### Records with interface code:
.....
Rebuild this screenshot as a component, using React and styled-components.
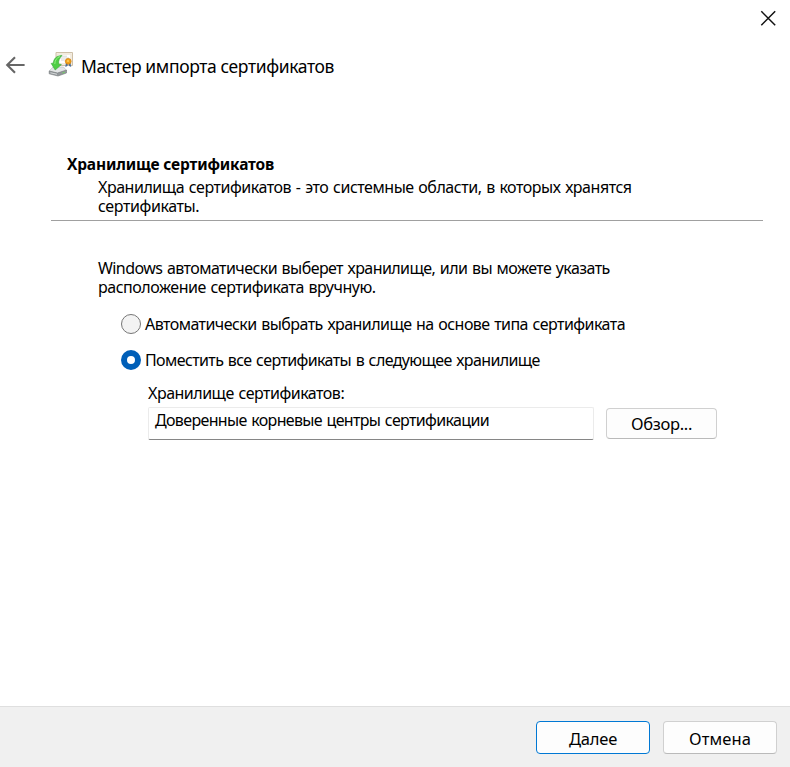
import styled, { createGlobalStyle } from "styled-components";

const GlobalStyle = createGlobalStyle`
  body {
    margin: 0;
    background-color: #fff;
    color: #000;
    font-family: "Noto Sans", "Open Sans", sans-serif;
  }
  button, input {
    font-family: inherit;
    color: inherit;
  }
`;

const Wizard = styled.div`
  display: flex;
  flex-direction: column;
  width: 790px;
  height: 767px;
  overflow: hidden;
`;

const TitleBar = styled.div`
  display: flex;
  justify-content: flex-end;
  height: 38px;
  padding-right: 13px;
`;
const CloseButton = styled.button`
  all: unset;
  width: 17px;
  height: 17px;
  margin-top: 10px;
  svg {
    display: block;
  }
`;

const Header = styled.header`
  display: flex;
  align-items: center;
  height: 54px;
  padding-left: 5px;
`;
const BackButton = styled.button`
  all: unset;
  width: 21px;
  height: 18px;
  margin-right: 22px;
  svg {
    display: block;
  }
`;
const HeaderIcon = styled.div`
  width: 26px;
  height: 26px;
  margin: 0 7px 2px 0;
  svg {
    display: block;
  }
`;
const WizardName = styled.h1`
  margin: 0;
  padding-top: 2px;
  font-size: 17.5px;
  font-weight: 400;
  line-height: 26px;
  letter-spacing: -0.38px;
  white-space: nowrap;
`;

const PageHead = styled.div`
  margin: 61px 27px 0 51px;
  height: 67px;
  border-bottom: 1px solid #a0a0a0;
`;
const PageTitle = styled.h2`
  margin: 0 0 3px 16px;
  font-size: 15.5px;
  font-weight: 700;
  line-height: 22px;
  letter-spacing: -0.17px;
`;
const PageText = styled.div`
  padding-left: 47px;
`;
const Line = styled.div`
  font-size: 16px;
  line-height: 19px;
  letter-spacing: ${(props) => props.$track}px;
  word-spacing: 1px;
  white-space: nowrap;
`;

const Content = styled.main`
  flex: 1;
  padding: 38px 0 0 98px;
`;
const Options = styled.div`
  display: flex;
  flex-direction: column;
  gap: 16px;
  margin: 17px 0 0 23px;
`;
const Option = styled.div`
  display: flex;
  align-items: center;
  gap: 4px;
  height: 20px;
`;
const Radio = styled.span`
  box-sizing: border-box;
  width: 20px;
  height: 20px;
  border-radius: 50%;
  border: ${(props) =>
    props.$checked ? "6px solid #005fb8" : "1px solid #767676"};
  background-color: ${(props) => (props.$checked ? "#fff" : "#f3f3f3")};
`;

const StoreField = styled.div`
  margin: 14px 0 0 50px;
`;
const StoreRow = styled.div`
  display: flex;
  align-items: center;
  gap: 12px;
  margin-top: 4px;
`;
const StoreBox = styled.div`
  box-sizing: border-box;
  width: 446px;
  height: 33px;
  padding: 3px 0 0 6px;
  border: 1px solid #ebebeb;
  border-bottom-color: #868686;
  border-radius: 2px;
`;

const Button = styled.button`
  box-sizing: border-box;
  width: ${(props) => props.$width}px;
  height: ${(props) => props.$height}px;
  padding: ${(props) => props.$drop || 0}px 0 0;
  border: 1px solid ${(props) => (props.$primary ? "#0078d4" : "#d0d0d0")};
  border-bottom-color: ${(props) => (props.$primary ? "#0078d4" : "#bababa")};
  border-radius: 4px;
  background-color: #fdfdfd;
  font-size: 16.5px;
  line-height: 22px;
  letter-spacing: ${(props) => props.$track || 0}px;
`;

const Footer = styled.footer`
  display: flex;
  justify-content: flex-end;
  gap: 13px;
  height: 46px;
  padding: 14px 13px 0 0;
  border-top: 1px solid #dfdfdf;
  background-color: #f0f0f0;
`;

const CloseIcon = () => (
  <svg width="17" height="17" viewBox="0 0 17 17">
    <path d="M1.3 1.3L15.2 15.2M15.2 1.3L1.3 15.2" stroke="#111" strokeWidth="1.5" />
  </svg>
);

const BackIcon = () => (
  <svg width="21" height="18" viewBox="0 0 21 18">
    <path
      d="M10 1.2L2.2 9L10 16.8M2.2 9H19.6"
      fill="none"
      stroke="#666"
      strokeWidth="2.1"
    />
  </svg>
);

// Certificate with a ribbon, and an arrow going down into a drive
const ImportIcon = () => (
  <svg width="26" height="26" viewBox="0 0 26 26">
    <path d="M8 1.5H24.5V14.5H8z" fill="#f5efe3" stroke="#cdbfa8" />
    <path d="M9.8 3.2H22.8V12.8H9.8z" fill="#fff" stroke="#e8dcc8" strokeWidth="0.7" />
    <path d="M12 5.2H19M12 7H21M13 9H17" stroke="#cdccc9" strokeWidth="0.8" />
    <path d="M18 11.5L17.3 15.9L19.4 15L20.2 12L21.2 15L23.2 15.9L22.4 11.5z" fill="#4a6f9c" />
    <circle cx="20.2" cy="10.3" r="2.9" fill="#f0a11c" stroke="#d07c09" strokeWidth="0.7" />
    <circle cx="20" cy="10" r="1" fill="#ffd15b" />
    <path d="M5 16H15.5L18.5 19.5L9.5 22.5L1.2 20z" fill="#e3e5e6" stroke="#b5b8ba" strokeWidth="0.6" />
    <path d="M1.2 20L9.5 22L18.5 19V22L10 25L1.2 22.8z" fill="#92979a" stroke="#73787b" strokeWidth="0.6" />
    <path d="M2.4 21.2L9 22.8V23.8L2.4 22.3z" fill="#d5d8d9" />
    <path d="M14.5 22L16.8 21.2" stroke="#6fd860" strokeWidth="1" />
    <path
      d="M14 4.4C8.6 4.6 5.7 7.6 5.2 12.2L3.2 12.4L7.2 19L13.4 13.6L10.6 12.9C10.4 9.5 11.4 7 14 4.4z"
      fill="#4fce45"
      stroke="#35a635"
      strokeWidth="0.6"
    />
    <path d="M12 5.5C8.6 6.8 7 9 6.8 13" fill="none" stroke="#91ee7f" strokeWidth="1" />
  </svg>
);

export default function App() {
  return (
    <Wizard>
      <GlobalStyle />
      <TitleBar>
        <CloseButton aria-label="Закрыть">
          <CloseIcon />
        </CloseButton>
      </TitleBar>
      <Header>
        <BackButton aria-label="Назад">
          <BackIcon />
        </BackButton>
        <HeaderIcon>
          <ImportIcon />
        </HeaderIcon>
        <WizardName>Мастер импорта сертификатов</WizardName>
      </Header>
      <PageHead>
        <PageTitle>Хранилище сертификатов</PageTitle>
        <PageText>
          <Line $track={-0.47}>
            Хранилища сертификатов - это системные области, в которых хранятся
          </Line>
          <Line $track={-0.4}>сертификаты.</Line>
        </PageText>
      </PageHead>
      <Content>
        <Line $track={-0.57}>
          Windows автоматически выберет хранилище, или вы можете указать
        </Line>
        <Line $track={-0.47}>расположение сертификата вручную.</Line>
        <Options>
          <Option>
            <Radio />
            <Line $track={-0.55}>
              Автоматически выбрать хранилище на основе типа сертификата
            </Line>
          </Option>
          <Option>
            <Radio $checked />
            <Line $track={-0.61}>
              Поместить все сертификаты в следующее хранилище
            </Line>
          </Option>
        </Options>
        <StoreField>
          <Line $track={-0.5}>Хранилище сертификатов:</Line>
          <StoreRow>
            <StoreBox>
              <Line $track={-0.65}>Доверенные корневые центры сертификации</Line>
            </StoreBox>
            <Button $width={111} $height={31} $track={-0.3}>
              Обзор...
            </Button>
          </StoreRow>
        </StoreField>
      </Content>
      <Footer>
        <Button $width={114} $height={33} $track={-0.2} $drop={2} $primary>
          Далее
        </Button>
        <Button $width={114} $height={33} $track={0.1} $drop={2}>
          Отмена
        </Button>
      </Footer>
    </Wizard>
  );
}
.....
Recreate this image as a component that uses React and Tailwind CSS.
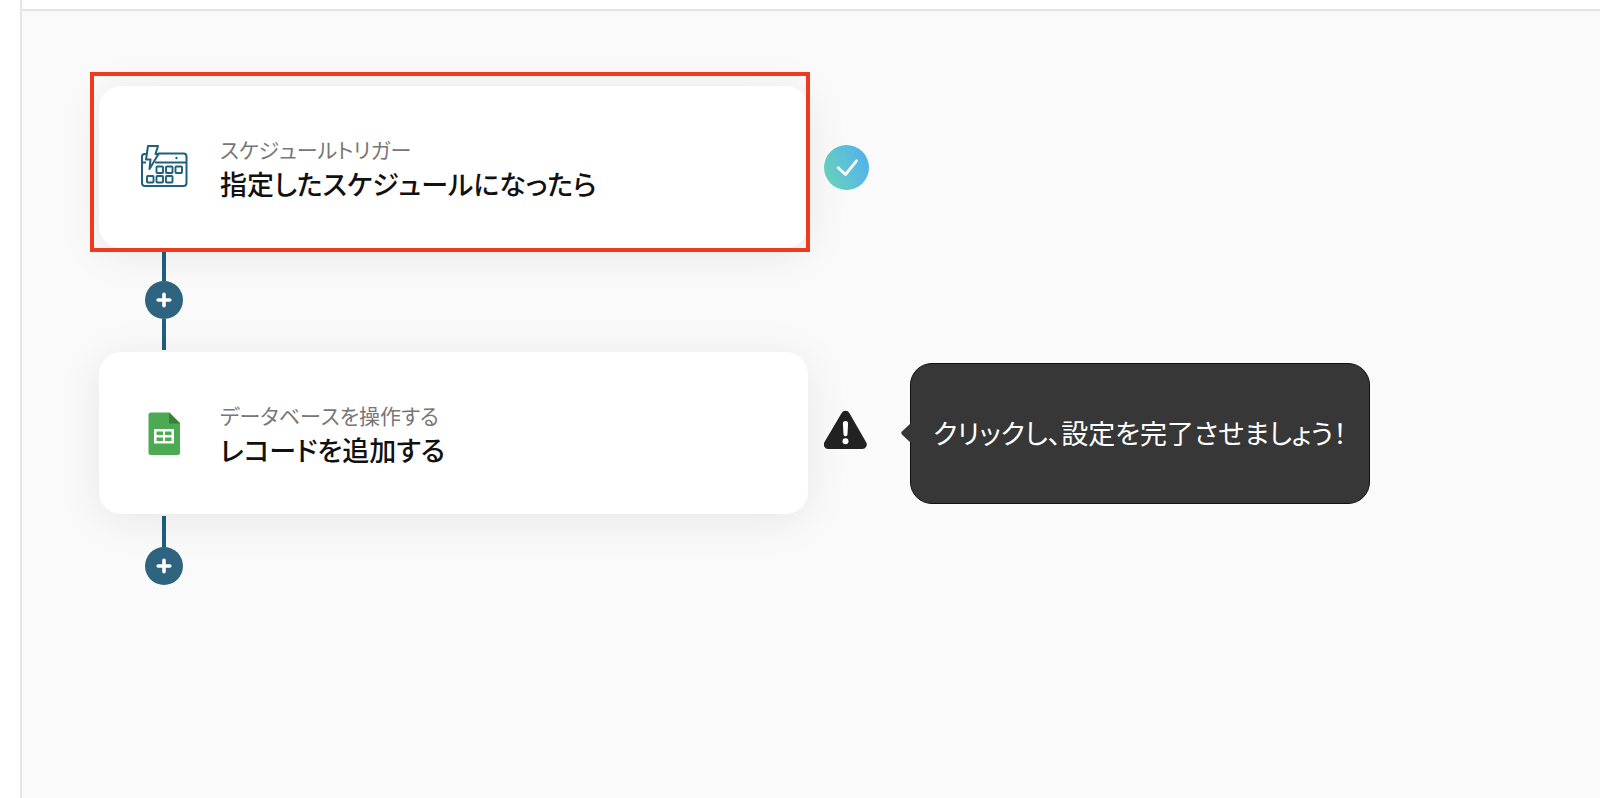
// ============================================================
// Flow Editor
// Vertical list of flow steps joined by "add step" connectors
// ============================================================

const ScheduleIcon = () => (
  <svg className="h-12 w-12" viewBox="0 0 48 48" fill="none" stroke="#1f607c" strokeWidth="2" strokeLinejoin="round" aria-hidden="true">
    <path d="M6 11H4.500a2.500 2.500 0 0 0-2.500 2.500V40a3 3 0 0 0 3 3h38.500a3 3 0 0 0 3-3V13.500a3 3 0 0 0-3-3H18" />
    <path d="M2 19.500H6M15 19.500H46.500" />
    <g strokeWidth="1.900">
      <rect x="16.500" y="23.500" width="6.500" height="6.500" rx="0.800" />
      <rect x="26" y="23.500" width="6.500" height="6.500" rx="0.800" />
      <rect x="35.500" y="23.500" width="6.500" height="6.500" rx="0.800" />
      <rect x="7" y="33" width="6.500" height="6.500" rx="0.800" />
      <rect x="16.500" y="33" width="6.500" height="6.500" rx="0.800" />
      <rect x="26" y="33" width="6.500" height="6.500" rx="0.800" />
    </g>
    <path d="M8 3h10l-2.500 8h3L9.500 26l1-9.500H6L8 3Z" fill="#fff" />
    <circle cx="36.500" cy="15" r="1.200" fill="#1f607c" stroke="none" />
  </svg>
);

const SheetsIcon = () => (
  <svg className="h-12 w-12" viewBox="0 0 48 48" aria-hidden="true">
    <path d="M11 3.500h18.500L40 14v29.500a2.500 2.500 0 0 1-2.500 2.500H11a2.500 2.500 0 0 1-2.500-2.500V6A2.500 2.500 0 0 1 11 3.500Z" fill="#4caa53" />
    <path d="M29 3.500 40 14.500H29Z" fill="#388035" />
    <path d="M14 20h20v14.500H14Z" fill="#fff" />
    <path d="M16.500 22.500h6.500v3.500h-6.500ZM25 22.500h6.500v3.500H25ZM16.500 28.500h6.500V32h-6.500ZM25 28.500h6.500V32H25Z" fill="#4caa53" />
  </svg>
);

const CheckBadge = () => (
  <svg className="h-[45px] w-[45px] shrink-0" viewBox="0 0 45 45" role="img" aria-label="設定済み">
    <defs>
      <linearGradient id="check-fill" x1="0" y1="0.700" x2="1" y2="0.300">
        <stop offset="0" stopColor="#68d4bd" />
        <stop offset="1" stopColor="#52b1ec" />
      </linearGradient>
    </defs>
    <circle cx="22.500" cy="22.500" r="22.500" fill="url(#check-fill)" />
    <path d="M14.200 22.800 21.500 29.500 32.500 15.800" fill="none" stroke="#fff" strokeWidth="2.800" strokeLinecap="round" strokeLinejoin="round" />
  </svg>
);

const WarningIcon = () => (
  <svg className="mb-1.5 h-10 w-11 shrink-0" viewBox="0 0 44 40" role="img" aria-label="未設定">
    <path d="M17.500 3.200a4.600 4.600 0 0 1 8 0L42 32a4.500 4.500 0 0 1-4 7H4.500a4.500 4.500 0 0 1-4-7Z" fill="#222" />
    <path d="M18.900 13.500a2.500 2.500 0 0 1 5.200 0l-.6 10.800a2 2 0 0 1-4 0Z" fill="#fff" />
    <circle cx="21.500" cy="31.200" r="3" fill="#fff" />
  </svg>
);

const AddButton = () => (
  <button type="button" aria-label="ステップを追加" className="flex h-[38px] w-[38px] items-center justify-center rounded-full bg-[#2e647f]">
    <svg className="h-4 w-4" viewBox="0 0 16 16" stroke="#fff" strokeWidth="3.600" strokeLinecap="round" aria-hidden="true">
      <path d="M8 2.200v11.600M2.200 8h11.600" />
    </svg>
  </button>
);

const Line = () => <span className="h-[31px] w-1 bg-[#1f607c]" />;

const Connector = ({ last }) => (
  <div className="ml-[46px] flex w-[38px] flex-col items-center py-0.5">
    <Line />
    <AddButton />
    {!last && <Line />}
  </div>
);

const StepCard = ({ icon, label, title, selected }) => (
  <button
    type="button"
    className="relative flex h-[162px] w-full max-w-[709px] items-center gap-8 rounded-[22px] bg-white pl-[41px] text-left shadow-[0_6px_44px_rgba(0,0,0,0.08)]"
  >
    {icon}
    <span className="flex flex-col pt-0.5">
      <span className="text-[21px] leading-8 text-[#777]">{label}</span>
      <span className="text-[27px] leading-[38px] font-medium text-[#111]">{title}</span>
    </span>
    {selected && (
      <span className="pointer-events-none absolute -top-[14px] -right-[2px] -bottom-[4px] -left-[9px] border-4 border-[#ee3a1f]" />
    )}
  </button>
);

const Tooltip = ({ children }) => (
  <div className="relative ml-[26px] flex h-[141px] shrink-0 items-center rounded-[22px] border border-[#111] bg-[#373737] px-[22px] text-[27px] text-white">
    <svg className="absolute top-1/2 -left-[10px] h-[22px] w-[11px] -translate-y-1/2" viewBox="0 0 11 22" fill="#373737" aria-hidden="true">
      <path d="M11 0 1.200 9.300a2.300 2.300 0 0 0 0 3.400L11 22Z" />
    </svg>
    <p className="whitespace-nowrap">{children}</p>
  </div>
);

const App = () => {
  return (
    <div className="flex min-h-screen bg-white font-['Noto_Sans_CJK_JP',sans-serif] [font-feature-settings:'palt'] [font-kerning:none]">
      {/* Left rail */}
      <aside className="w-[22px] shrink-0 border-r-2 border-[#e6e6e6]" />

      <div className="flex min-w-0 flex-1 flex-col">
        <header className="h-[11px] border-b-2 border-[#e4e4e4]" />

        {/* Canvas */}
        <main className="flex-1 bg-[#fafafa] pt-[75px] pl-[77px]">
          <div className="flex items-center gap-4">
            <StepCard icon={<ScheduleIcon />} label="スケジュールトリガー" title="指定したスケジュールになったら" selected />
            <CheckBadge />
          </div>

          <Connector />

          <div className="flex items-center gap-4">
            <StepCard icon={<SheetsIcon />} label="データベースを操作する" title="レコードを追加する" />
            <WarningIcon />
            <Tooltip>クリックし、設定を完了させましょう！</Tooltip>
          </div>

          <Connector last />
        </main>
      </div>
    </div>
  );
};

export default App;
.....
### EXERCISE:
Go through the listing above and locate each line that holds the word "components". Copy those lines.

### ANSWER TO THE TASK:
Rebuild this screenshot as a component, using React and styled-components.
import styled, { createGlobalStyle } from "styled-components";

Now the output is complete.